*DIRECTIVE:* Output a single figure: the number of lines in which the word "styles" appears.

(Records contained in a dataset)
^^^^^^^^^^^^^^^^

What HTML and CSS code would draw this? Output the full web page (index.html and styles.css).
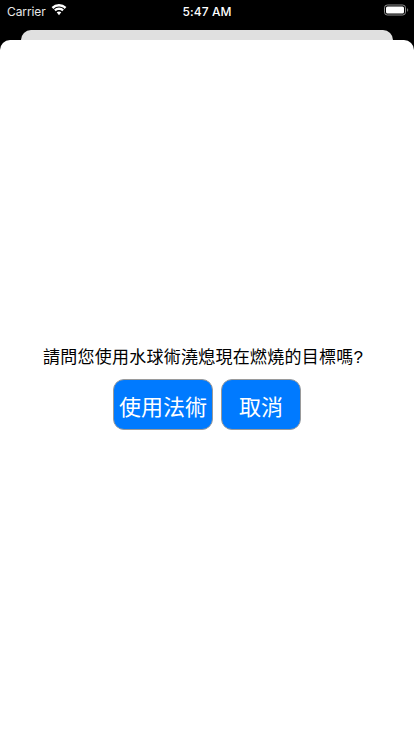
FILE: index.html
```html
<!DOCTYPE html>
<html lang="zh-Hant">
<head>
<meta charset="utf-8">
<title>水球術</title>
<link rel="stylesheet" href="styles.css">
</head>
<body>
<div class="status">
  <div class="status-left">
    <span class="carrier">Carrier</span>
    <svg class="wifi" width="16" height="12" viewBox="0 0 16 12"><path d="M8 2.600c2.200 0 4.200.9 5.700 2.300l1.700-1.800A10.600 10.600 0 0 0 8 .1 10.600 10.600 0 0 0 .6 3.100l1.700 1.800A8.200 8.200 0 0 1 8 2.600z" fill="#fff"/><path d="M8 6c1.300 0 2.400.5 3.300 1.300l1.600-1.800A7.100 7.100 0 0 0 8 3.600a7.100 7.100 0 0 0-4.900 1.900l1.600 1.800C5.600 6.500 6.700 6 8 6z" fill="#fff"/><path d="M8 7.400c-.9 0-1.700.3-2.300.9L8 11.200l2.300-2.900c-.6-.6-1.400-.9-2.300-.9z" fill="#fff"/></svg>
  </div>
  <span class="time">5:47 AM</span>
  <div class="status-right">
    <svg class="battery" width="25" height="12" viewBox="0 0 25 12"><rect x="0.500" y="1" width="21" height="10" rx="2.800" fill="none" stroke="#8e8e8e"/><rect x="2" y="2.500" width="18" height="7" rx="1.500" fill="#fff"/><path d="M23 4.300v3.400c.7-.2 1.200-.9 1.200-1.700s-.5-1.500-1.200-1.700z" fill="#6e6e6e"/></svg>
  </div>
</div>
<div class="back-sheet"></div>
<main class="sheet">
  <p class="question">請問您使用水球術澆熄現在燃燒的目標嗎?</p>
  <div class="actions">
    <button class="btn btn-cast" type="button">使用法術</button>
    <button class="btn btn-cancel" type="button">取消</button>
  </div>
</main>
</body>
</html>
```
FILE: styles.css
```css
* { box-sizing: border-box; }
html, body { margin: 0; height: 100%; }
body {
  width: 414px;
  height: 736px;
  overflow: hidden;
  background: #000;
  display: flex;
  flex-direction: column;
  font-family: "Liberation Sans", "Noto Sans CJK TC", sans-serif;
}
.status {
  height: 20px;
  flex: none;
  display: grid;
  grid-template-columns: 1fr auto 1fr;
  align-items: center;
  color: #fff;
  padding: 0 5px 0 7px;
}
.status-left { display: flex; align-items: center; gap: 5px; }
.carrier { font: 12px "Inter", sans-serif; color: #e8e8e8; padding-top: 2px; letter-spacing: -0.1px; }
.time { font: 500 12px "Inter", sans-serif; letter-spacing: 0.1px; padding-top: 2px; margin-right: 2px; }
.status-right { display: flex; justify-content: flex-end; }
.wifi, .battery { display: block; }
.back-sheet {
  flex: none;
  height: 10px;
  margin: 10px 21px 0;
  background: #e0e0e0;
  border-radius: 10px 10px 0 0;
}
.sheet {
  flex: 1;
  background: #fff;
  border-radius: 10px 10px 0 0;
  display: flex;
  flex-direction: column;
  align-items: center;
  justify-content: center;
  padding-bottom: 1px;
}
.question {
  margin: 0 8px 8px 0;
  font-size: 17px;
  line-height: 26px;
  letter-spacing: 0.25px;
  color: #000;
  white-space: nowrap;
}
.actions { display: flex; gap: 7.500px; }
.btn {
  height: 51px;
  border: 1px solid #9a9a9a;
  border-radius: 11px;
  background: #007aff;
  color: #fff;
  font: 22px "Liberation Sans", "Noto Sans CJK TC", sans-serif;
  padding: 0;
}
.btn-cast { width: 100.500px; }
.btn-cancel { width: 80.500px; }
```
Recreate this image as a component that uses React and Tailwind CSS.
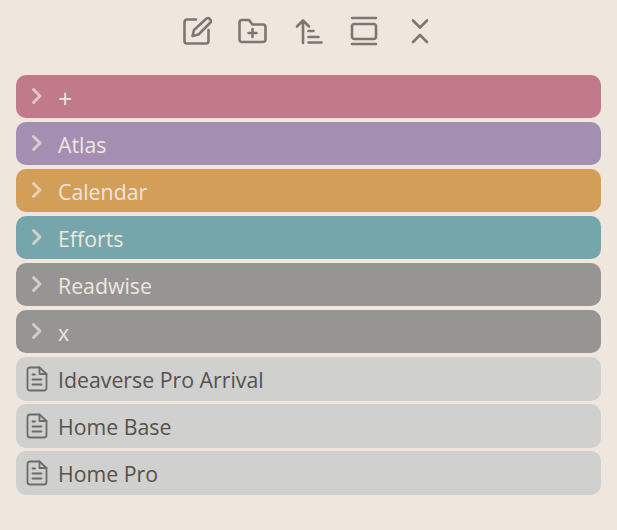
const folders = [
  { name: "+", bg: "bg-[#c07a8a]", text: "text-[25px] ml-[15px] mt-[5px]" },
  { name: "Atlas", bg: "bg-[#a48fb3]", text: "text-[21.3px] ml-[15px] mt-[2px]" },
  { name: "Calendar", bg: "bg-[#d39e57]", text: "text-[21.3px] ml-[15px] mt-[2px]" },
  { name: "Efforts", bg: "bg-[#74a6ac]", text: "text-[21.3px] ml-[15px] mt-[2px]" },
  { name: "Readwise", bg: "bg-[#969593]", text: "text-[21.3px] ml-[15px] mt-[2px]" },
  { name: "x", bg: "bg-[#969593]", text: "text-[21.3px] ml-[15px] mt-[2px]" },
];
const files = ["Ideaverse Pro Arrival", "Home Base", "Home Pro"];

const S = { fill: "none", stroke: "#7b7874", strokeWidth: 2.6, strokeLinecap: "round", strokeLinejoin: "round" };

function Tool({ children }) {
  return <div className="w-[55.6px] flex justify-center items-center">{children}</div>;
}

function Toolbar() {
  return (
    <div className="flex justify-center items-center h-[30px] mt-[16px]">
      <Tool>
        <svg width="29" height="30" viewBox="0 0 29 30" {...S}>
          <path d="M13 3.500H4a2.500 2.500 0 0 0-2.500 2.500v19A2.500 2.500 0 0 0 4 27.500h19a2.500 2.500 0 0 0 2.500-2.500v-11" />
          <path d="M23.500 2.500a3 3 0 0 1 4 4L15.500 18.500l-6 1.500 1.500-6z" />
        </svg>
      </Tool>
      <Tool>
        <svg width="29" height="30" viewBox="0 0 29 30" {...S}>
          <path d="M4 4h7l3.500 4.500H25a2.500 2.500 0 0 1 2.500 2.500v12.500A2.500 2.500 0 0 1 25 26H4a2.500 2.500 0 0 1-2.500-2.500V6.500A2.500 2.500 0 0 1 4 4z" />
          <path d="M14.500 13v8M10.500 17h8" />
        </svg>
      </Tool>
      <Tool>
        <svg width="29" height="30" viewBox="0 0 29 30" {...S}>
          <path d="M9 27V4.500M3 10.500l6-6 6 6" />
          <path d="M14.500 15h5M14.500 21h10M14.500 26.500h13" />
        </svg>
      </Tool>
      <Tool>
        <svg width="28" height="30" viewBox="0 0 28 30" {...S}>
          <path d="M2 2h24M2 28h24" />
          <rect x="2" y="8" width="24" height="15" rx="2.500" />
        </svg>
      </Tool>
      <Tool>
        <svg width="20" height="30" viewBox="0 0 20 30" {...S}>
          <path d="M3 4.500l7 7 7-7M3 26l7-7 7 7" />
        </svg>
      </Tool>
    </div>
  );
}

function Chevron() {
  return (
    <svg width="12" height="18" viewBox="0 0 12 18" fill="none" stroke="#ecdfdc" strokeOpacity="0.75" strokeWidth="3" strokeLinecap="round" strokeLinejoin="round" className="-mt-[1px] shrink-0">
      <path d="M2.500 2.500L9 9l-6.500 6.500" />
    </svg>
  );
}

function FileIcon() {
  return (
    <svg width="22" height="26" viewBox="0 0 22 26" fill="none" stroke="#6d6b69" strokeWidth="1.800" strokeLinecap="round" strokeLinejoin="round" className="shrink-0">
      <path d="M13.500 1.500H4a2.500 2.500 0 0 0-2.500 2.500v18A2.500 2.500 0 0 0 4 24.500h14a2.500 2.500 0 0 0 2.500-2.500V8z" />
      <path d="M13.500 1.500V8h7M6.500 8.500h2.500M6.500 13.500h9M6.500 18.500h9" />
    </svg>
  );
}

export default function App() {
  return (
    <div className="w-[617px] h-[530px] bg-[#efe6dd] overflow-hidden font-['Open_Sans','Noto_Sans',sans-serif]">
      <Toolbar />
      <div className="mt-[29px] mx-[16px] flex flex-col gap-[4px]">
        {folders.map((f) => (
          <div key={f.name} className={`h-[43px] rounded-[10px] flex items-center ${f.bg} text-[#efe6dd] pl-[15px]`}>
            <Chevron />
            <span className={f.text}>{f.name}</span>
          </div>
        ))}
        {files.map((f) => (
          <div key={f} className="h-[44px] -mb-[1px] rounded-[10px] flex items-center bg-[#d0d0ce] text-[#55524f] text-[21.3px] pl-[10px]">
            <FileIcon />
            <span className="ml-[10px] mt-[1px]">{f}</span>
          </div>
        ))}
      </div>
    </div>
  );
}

^^^^^^^^^^^^^^^^

*ANSWER IN FULL:* 3